Wrong. So so very wrong. And I’m fairly certain that this process is going to break me, and that break might just come very soon. It’s not my house shopping partner that has made this process as emotionally strenuous as it has been. It has been the houses and the process that has failed me. The house that needed the renovation needed a special rehab loan that would take forever to get. Plus, the elementary school was one of the worst in the city. We quickly moved on and raised our price point.

This lead us to this house that had pictures that made it look gorgeous. When we went to it, the area was easily ignored when I walked around the inside. I was ready to put an offer on it right away. Then we saw the basement and this feeling vanished. Suddenly, with this spot of broken open foundation where dirt was pulled open this curtain. What happens if it rains, and mud oozes through this hole.
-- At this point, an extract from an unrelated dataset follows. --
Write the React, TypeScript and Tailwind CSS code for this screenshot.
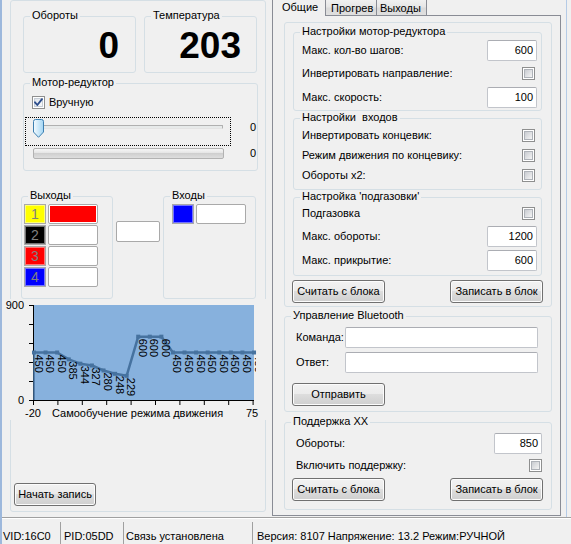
import React from "react";

type Kids = { className?: string; children?: React.ReactNode };

// Windows-style group box: light rounded frame with its caption sitting on the top edge
const Group = ({ title, className = "", children }: Kids & { title?: string }) => (
  <div className={`relative shrink-0 rounded-[3px] border border-[#d5dfe5] ${className}`}>
    {title && (
      <span className="absolute -top-[8px] left-[6px] whitespace-pre bg-[#f0f0f0] px-[2px] leading-[13px]">
        {title}
      </span>
    )}
    {children}
  </div>
);

const Btn = ({ label, className = "" }: { label: string; className?: string }) => (
  <button
    className={`flex shrink-0 items-center justify-center rounded-[3px] border border-[#707070] bg-[linear-gradient(to_bottom,#f2f2f2_0%,#ebebeb_49%,#dddddd_50%,#cfcfcf_100%)] text-[11px] leading-[13px] text-black shadow-[inset_0_0_0_1px_#fcfcfc] ${className}`}
  >
    {label}
  </button>
);

const Field = ({ value = "", className = "" }: { value?: string; className?: string }) => (
  <div
    className={`flex shrink-0 items-center justify-end rounded-[2px] border border-[#c2c5cb] border-t-[#abadb3] bg-white pr-[3px] ${className}`}
  >
    {value}
  </div>
);

const Check = ({ checked = false, className = "" }: { checked?: boolean; className?: string }) => (
  <div className={`relative flex h-[13px] w-[13px] shrink-0 items-center justify-center border border-[#8e8f8f] bg-white ${className}`}>
    <div
      className={`h-[9px] w-[9px] border ${
        checked
          ? "border-[#c6cdd6] bg-[linear-gradient(135deg,#dfe5ec,#f8f9fa)]"
          : "border-[#aeb2b8] bg-[linear-gradient(135deg,#c9ccd1,#f4f4f4)]"
      }`}
    />
    {checked && (
      <svg width="13" height="13" viewBox="0 0 13 13" className="absolute -left-px -top-px">
        <path d="M3 6.3 L5.3 9 L10 3.2" fill="none" stroke="#2d4d8c" strokeWidth="1.9" strokeLinecap="round" strokeLinejoin="round" />
      </svg>
    )}
  </div>
);

// Coloured indicator square used for outputs / inputs
const Swatch = ({ bg, num }: { bg: string; num?: string }) => (
  <div
    className={`flex h-[20px] w-[22px] shrink-0 items-center justify-center border border-[#a9a9a9] text-[14px] leading-none text-[#808080] shadow-[inset_0_0_0_1px_rgba(255,255,255,0.45)] ${bg}`}
  >
    {num}
  </div>
);

const Box = ({ red = false }: { red?: boolean }) => (
  <div className="ml-[2px] h-[20px] w-[50px] shrink-0 rounded-[2px] border border-[#a9a9a9] bg-white p-[1px]">
    {red && <div className="h-full w-full bg-[#ff0000]" />}
  </div>
);

const series = [450, 450, 450, 385, 344, 327, 280, 248, 229, 600, 600, 600, 450, 450, 450, 450, 450, 450, 450, 450];
const sx = (i: number) => 34 + i * 11.58;
const sy = (v: number) => 400 - (v * 95) / 900;

function Chart() {
  const pts = series.map((v, i) => `${sx(i)},${sy(v)}`).join(" ");
  const yTicks = [305, 324, 343, 362, 381, 400];
  const xTicks = Array.from({ length: 10 }, (_, i) => 33.5 + i * 24.4);
  return (
    <svg
      width="266"
      height="121"
      viewBox="2 299 266 121"
      className="-ml-[9px] block shrink-0"
      fontFamily="Liberation Sans, Arial, sans-serif"
      fontSize="11"
    >
      <defs>
        <clipPath id="plotClip">
          <rect x="2" y="299" width="254" height="121" />
        </clipPath>
      </defs>
      <rect x="2" y="299" width="266" height="121" fill="#f0f0f0" />
      <rect x="33" y="305" width="221" height="95" fill="#87b1dd" />
      <line x1="33.5" y1="305" x2="33.5" y2="401" stroke="#000" />
      <line x1="33" y1="400.5" x2="254" y2="400.5" stroke="#000" />
      {yTicks.map((t) => (
        <line key={t} x1="29" y1={t + 0.5} x2="33" y2={t + 0.5} stroke="#000" />
      ))}
      {xTicks.map((t) => (
        <line key={t} x1={t} y1="400" x2={t} y2="405" stroke="#000" />
      ))}
      <text x="24" y="309" textAnchor="end">900</text>
      <text x="24" y="404" textAnchor="end">0</text>
      <text x="25" y="417">-20</text>
      <text x="52" y="417">Самообучение режима движения</text>
      <text x="246" y="417">75</text>

      <line x1="34" y1="400" x2="34" y2={sy(450)} stroke="#46729f" strokeWidth="1.5" />
      <polyline points={pts} fill="none" stroke="#46729f" strokeWidth="2.5" strokeLinejoin="round" />
      {series.map((v, i) => (
        <rect key={`m${i}`} x={sx(i) - 2} y={sy(v) - 2} width="4" height="4" fill="#46729f" />
      ))}
      <g clipPath="url(#plotClip)">
        {series.map((v, i) => (
          <text key={`t${i}`} transform={`translate(${sx(i) + 0.5},${sy(v) + 2}) rotate(90)`}>
            {v}
          </text>
        ))}
      </g>
    </svg>
  );
}

const Row = ({ className = "", children }: Kids) => (
  <div className={`flex items-center justify-between ${className}`}>{children}</div>
);

export default function App() {
  return (
    <div className="flex h-[544px] w-[571px] flex-col overflow-hidden border-l-2 border-[#9db8dc] bg-[#f0f0f0] font-['Liberation_Sans',Arial,sans-serif] text-[11px] leading-[13px] text-black">
      <div className="flex h-[517px] shrink-0">
        {/* left panel: readouts, motor control, IO and learning chart */}
        <div className="ml-[8px] flex h-[512px] w-[256px] shrink-0 flex-col rounded-[3px] border border-[#d5dfe5]">
          <div className="ml-[12px] mt-[15px] flex gap-[8px]">
            <Group title="Обороты" className="flex h-[57px] w-[113px] justify-end pr-[16px] pt-[10px]">
              <span className="text-[37px] font-bold leading-none">0</span>
            </Group>
            <Group title="Температура" className="flex h-[57px] w-[113px] justify-end pr-[15px] pt-[10px]">
              <span className="text-[37px] font-bold leading-none">203</span>
            </Group>
          </div>

          <Group title="Мотор-редуктор" className="ml-[12px] mt-[10px] flex h-[88px] w-[235px] flex-col">
            <div className="ml-[8px] mt-[12px] flex items-center">
              <Check checked />
              <span className="ml-[4px]">Вручную</span>
            </div>
            <div className="ml-[1px] mt-[8px] flex">
              <div className="relative h-[29px] w-[206px] shrink-0 border border-dotted border-black">
                <div className="ml-[11px] mt-[7px] h-[4px] w-[186px] rounded-[1px] border border-[#b0b0b0] border-b-[#e4e4e4] bg-[#e7eaea]" />
                <svg width="11" height="19" viewBox="0 0 11 19" className="absolute left-[7px] top-[1px]">
                  <defs>
                    <linearGradient id="thumbFill" x1="0" y1="0" x2="1" y2="0">
                      <stop offset="0" stopColor="#f4fbff" />
                      <stop offset="1" stopColor="#a3d5f3" />
                    </linearGradient>
                  </defs>
                  <path
                    d="M0.5 2.5 Q0.5 0.5 2.5 0.5 H8.5 Q10.5 0.5 10.5 2.5 V13 L5.5 18.3 L0.5 13 Z"
                    fill="url(#thumbFill)"
                    stroke="#3c7fb1"
                  />
                </svg>
              </div>
              <span className="ml-[19px] mt-[4px]">0</span>
            </div>
            <div className="mt-[1px] flex items-center">
              <div className="ml-[9px] h-[11px] w-[191px] shrink-0 rounded-[2px] border border-[#b2b2b2] bg-[linear-gradient(to_bottom,#f6f6f6,#e2e2e2_50%,#cfcfcf_50%,#dedede)]" />
              <span className="ml-[26px]">0</span>
            </div>
          </Group>

          <div className="ml-[10px] mt-[25px] flex items-start">
            <Group title="Выходы" className="flex h-[103px] w-[92px] flex-col gap-[1px] pl-[2px] pt-[7px]">
              <div className="flex">
                <Swatch bg="bg-[#ffff00]" num="1" />
                <Box red />
              </div>
              <div className="flex">
                <Swatch bg="bg-black" num="2" />
                <Box />
              </div>
              <div className="flex">
                <Swatch bg="bg-[#ff0000]" num="3" />
                <Box />
              </div>
              <div className="flex">
                <Swatch bg="bg-[#0000ff]" num="4" />
                <Box />
              </div>
            </Group>
            <div className="ml-[3px] mt-[25px] h-[21px] w-[44px] shrink-0 rounded-[2px] border border-[#a9a9a9] bg-white" />
            <Group title="Входы" className="ml-[3px] flex h-[103px] w-[93px] items-start pl-[8px] pt-[7px]">
              <Swatch bg="bg-[#0000ff]" />
              <Box />
            </Group>
          </div>

          <Chart />

          <Btn label="Начать запись" className="ml-[3px] mt-[63px] h-[23px] w-[82px]" />
        </div>

        {/* settings tab control */}
        <div className="ml-[6px] flex h-[516px] w-[289px] shrink-0 flex-col">
          <div className="flex h-[15px] shrink-0 items-start">
            <div className="relative z-10 h-[16px] w-[54px] shrink-0 border-x border-[#898c95] bg-[#f0f0f0] pl-[9px] pt-[1px]">
              Общие
            </div>
            <div className="h-[15px] w-[51px] shrink-0 border-r border-[#898c95] bg-[linear-gradient(to_bottom,#f0f0f0,#e6e6e6_45%,#dadada_55%,#dfdfdf)] pl-[5px] pt-[2px]">
              Прогрев
            </div>
            <div className="h-[15px] w-[50px] shrink-0 border-r border-[#898c95] bg-[linear-gradient(to_bottom,#f0f0f0,#e6e6e6_45%,#dadada_55%,#dfdfdf)] pl-[3px] pt-[2px]">
              Выходы
            </div>
          </div>

          <div className="flex h-[501px] shrink-0 flex-col border border-[#898c95] bg-[#f0f0f0]">
            <Group className="ml-[11px] mt-[6px] flex h-[285px] w-[268px] flex-col">
              <Group title="Настройки мотор-редуктора" className="ml-[8px] mt-[9px] flex h-[79px] w-[249px] flex-col pl-[8px] pr-[4px]">
                <Row className="mt-[6px] h-[22px]">
                  <span>Макс. кол-во шагов:</span>
                  <Field value="600" className="h-[21px] w-[50px]" />
                </Row>
                <Row className="h-[24px]">
                  <span>Инвертировать направление:</span>
                  <Check className="mr-[2px]" />
                </Row>
                <Row className="h-[24px]">
                  <span>Макс. скорость:</span>
                  <Field value="100" className="h-[21px] w-[50px]" />
                </Row>
              </Group>

              <Group title="Настройки  входов" className="ml-[8px] mt-[7px] flex h-[72px] w-[249px] flex-col pl-[8px] pr-[4px]">
                <Row className="mt-[6px] h-[20px]">
                  <span>Инвертировать концевик:</span>
                  <Check className="mr-[2px]" />
                </Row>
                <Row className="h-[20px]">
                  <span>Режим движения по концевику:</span>
                  <Check className="mr-[2px]" />
                </Row>
                <Row className="h-[20px]">
                  <span>Обороты x2:</span>
                  <Check className="mr-[2px]" />
                </Row>
              </Group>

              <Group title="Настройка 'подгазовки'" className="ml-[8px] mt-[7px] flex h-[79px] w-[249px] flex-col pl-[8px] pr-[4px]">
                <Row className="mt-[5px] h-[20px]">
                  <span>Подгазовка</span>
                  <Check className="mr-[2px]" />
                </Row>
                <Row className="h-[26px]">
                  <span>Макс. обороты:</span>
                  <Field value="1200" className="h-[21px] w-[50px]" />
                </Row>
                <Row className="h-[22px]">
                  <span>Макс. прикрытие:</span>
                  <Field value="600" className="h-[21px] w-[50px]" />
                </Row>
              </Group>

              <div className="mt-[4px] flex justify-between pl-[7px] pr-[8px]">
                <Btn label="Считать с блока" className="h-[23px] w-[93px]" />
                <Btn label="Записать в блок" className="h-[23px] w-[93px]" />
              </div>
            </Group>

            <Group title="Управление Bluetooth" className="ml-[11px] mt-[9px] flex h-[96px] w-[268px] flex-col">
              <div className="mt-[9px] flex h-[22px] items-center pl-[11px]">
                <span className="w-[49px] shrink-0">Команда:</span>
                <Field className="h-[21px] w-[193px]" />
              </div>
              <div className="mt-[3px] flex h-[22px] items-center pl-[11px]">
                <span className="w-[49px] shrink-0">Ответ:</span>
                <Field className="h-[21px] w-[193px]" />
              </div>
              <Btn label="Отправить" className="ml-[7px] mt-[10px] h-[23px] w-[93px]" />
            </Group>

            <Group title="Поддержка ХХ" className="ml-[11px] mt-[10px] flex h-[88px] w-[268px] flex-col">
              <Row className="mt-[9px] h-[22px] pl-[11px] pr-[9px]">
                <span>Обороты:</span>
                <Field value="850" className="h-[21px] w-[48px]" />
              </Row>
              <Row className="h-[22px] pl-[11px] pr-[9px]">
                <span>Включить поддержку:</span>
                <Check />
              </Row>
              <div className="mt-[2px] flex justify-between pl-[7px] pr-[8px]">
                <Btn label="Считать с блока" className="h-[23px] w-[93px]" />
                <Btn label="Записать в блок" className="h-[23px] w-[93px]" />
              </div>
            </Group>
          </div>
        </div>

        <div className="ml-[5px] h-full w-px shrink-0 bg-[#b5cbe6]" />
      </div>

      {/* status bar */}
      <div className="flex h-[27px] shrink-0 border-t border-[#a0a0a0] shadow-[inset_0_1px_0_#ffffff]">
        <span className="w-[58px] shrink-0 pl-[1px] pt-[12px]">VID:16C0</span>
        <div className="mt-[4px] w-px shrink-0 bg-[#a0a0a0]" />
        <span className="w-[62px] shrink-0 pl-[3px] pt-[12px]">PID:05DD</span>
        <div className="mt-[4px] w-px shrink-0 bg-[#a0a0a0]" />
        <span className="w-[128px] shrink-0 pl-[2px] pt-[12px]">Связь установлена</span>
        <div className="mt-[4px] w-px shrink-0 bg-[#a0a0a0]" />
        <span className="whitespace-nowrap pl-[4px] pt-[12px]">Версия: 8107 Напряжение: 13.2 Режим:РУЧНОЙ</span>
      </div>
    </div>
  );
}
And why is the washer/dryer hook ups in the one spot there is no lighting in the far end of the basement? Then we saw money that needed to fix these stairs to make it safe for our family and guests. I wasn’t sad because my husband was worried about these things and I disagreed, I was sad because I’m slowly realizing that my deadline of having at least a new address by September might not happen. Hell, I’m starting to think living in the city we want to isn’t going to happen.

I keep trying to be hopeful, but I think I’m just going to try to convince myself that everything will work out and every day is a new day. Maybe we’ll see this new house today that might be it. I won’t keep looking at the pictures and dreaming anymore. I’ll look once and see if it has potential and forget about it until we get a showing. I’ve been turned from a doe-eyed house hunter to a hardened soul that just wants a place to lay down the roots of my growing family, where they can have a place of our own to run and scream and play. One year ago, I didn’t even consider that this would ever even be a possibility and yet here we are. Maybe I can look at that for hope of success. Until then, I’m  just going to have to go with the flow of things.